A ball is released from a height $$h$$. If $$t_1$$ and $$t_2$$ be the time required to complete first half and second half of the distance respectively. Then, choose the correct relation between $$t_1$$ and $$t_2$$.

We have a ball released from rest at height $$h$$. Let $$t_1$$ be the time to cover the first half of the distance ($$h/2$$) and $$t_2$$ be the time to cover the second half.

The total time to fall a distance $$h$$ from rest is given by $$h = \frac{1}{2}g T^2$$, so $$T = \sqrt{\frac{2h}{g}}$$.

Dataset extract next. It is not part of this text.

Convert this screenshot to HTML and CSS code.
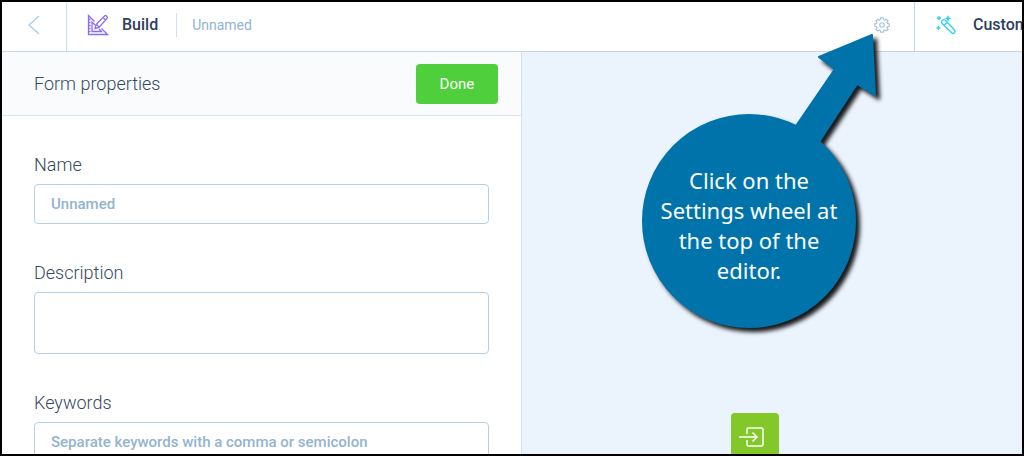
FILE: index.html
```html
<!DOCTYPE html>
<html lang="en">
<head>
    <meta charset="UTF-8">
    <title>Form properties</title>
    <link rel="stylesheet" href="styles.css">
</head>
<body>
    <div class="app">
        <header class="topbar">
            <a href="#" class="back" aria-label="Back">
                <svg width="12" height="20" viewBox="0 0 12 20"><path d="M11 1L1 10l10 9"/></svg>
            </a>
            <div class="step build">
                <svg class="icon purple" width="22" height="22" viewBox="0 0 22 22">
                    <path d="M7.500 7.500L1.500 1.500v19h19L14.500 14.500"/>
                    <path d="M8 11L5 8v9.500h9.500L12 15"/>
                    <path d="M8 14.500l1-4L17.500 2q1-1 2.200.200t.2 2.300L12 13.500zM16 3.500l2.500 2.500M9.500 10.500l2.500 2.500"/>
                    <path d="M2 5.500h1.500M2 8.500h1.500M2 11.500h1.500M2 14.500h1.500M2 17.500h1.500"/>
                </svg>
                <span class="title">Build</span>
                <span class="form-name">Unnamed</span>
                <button class="settings" aria-label="Settings">
                    <svg width="16" height="16" viewBox="0 0 18 18">
                        <path d="M7.500 1h3l.5 2 1.200.5L14 2.500 15.800 4.300l-1.200 1.600.5 1.300 2 .5v2.800l-2 .5-.5 1.300 1.200 1.600L14 15.700l-1.800-1.200-1.200.5-.5 2h-3L7 15l-1.200-.5L4 15.700 2.200 13.900l1.200-1.600-.5-1.300-2-.5V7.700l2-.5.5-1.300L2.200 4.300 4 2.500l1.800 1L7 3z"/>
                        <circle cx="9" cy="9" r="2.500"/>
                    </svg>
                </button>
            </div>
            <div class="step customize">
                <svg class="icon cyan" width="22" height="22" viewBox="0 0 22 22">
                    <path d="M7.300 9.700q-1.600-1.700 0-3.300 1.600-1.500 3.300.100L19.500 16q1.300 1.500 0 2.800t-2.800 0zM9 11.500l3.300-3.300"/>
                    <path d="M4 2v4M2 4h4M3.500 12v4M1.500 14h4"/>
                    <path d="M13 1l1 2.500 2.500 1-2.500 1-1 2.500-1-2.500-2.500-1 2.500-1z" class="star"/>
                </svg>
                <span class="title">Customize</span>
            </div>
        </header>
        <main class="editor">
            <form class="panel">
                <div class="panel-head">
                    <h1>Form properties</h1>
                    <button type="button" class="done">Done</button>
                </div>
                <div class="fields">
                    <div class="field">
                        <label for="name">Name</label>
                        <input type="text" id="name" value="Unnamed">
                    </div>
                    <div class="field">
                        <label for="description">Description</label>
                        <textarea id="description"></textarea>
                    </div>
                    <div class="field">
                        <label for="keywords">Keywords</label>
                        <input type="text" id="keywords" placeholder="Separate keywords with a comma or semicolon">
                    </div>
                </div>
            </form>
            <section class="preview">
                <button class="enter" aria-label="Add field">
                    <svg width="34" height="20" viewBox="0 0 34 20">
                        <path d="M9 7V2.500Q9 1 10.500 1h13Q25 1 25 2.500v15q0 1.500-1.500 1.500h-13Q9 19 9 17.500V13M1 10h18M14.500 5.500L19 10l-4.500 4.500"/>
                    </svg>
                </button>
            </section>
        </main>
        <div class="callout">
            <svg width="250" height="306" viewBox="0 0 250 306">
                <circle cx="114" cy="194" r="106"/>
                <path d="M237 8L184 30 200 42 161 99 184 115 222 57 240 68z"/>
            </svg>
            <p>Click on the Settings wheel at the top of the editor.</p>
        </div>
    </div>
</body>
</html>
```
FILE: styles.css
```css
* {
    box-sizing: border-box;
    margin: 0;
    padding: 0;
}
body {
    font-family: Roboto, "Liberation Sans", sans-serif;
    color: #34495e;
    background: #fff;
}
button,
input,
textarea {
    font-family: inherit;
}
svg {
    display: block;
    flex: none;
    fill: none;
}
.app {
    position: relative;
    display: flex;
    flex-direction: column;
    height: 100vh;
    border: 2px solid #000;
    overflow: hidden;
}

/* top bar */
.topbar {
    display: flex;
    flex: none;
    height: 50px;
    border-bottom: 1px solid #c3d5e6;
}
.back {
    display: flex;
    align-items: center;
    justify-content: center;
    width: 65px;
    padding-bottom: 4px;
    border-right: 1px solid #cfe0ee;
}
.back svg {
    stroke: #a9cbe5;
    stroke-width: 1.3;
}
.step {
    display: flex;
    align-items: center;
    padding: 0 24px 4px 20px;
}
.build {
    flex: 1;
}
.customize {
    width: 108px;
    padding-right: 0;
    border-left: 1px solid #c3d5e6;
    overflow: hidden;
}
.icon {
    stroke-width: 1.3;
}
.icon.purple {
    stroke: #8b6cf5;
}
.icon.cyan {
    stroke: #2fcdf8;
}
.icon .star {
    fill: #2fcdf8;
    stroke: none;
}
.title {
    margin-left: 13px;
    font-size: 16px;
    font-weight: 500;
    color: #2c405a;
}
.customize .title {
    margin-left: 16px;
}
.form-name {
    margin-left: 18px;
    padding-left: 15px;
    border-left: 1px solid #cfe0ee;
    font-size: 14px;
    line-height: 24px;
    color: #94b4ce;
}
.settings {
    margin-left: auto;
    border: 0;
    background: none;
    cursor: pointer;
}
.settings svg {
    stroke: #a3c3de;
    stroke-width: 1.3;
}

/* form properties */
.editor {
    display: flex;
    flex: 1;
    min-height: 0;
}
.panel {
    width: 51%;
    border-right: 1px solid #d3e1ec;
}
.panel-head {
    display: flex;
    align-items: center;
    justify-content: space-between;
    height: 64px;
    padding: 0 23px 0 32px;
    background: #fafbfd;
    border-bottom: 1px solid #d8e3ec;
}
.panel-head h1 {
    font-size: 18px;
    font-weight: 300;
}
.done {
    padding: 0 24px;
    border: 0;
    border-radius: 4px;
    background: #4fcf3c;
    color: #fff;
    font-size: 15px;
    line-height: 40px;
    cursor: pointer;
}
.fields {
    padding: 0 32px;
}
.field {
    padding-top: 38px;
}
.field label {
    display: block;
    margin-bottom: 8px;
    font-size: 18px;
    font-weight: 300;
    line-height: 22px;
}
.field input,
.field textarea {
    display: block;
    width: 100%;
    height: 40px;
    padding: 0 16px;
    border: 1px solid #b3d0e6;
    border-radius: 4px;
    background: #fff;
    color: #94b4ce;
    font-size: 15px;
    font-weight: 500;
}
.field textarea {
    height: 62px;
    resize: none;
}
.field input::placeholder {
    color: #94b4ce;
}

/* preview */
.preview {
    flex: 1;
    padding: 361px 0 0 209px;
    background: #ebf3fd;
}
.enter {
    display: flex;
    align-items: center;
    justify-content: center;
    width: 48px;
    height: 48px;
    border: 0;
    border-radius: 4px;
    background: #82c829;
    cursor: pointer;
}
.enter svg {
    stroke: #fff;
    stroke-width: 1.5;
}

/* help bubble over the editor */
.callout {
    position: absolute;
    top: 25px;
    left: 633px;
}
.callout svg {
    fill: #0073ab;
    stroke: #0073ab;
    stroke-width: 2;
    stroke-linejoin: round;
    filter: drop-shadow(4px 4px 2px rgba(0, 0, 0, 0.9));
}
.callout p {
    position: absolute;
    top: 138px;
    left: 14px;
    width: 200px;
    color: #fff;
    font-family: "Noto Sans", sans-serif;
    font-size: 22px;
    line-height: 30px;
    text-align: center;
}
```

Now the time to fall the first $$h/2$$ is $$\frac{h}{2} = \frac{1}{2}g t_1^2$$, giving $$t_1 = \sqrt{\frac{h}{g}}$$.

We can write $$T = \sqrt{\frac{2h}{g}} = \sqrt{2} \cdot \sqrt{\frac{h}{g}} = \sqrt{2}\, t_1$$.

Since $$T = t_1 + t_2$$, we get $$t_2 = T - t_1 = \sqrt{2}\, t_1 - t_1 = (\sqrt{2} - 1)\, t_1$$.

Hence, the correct answer is Option 4.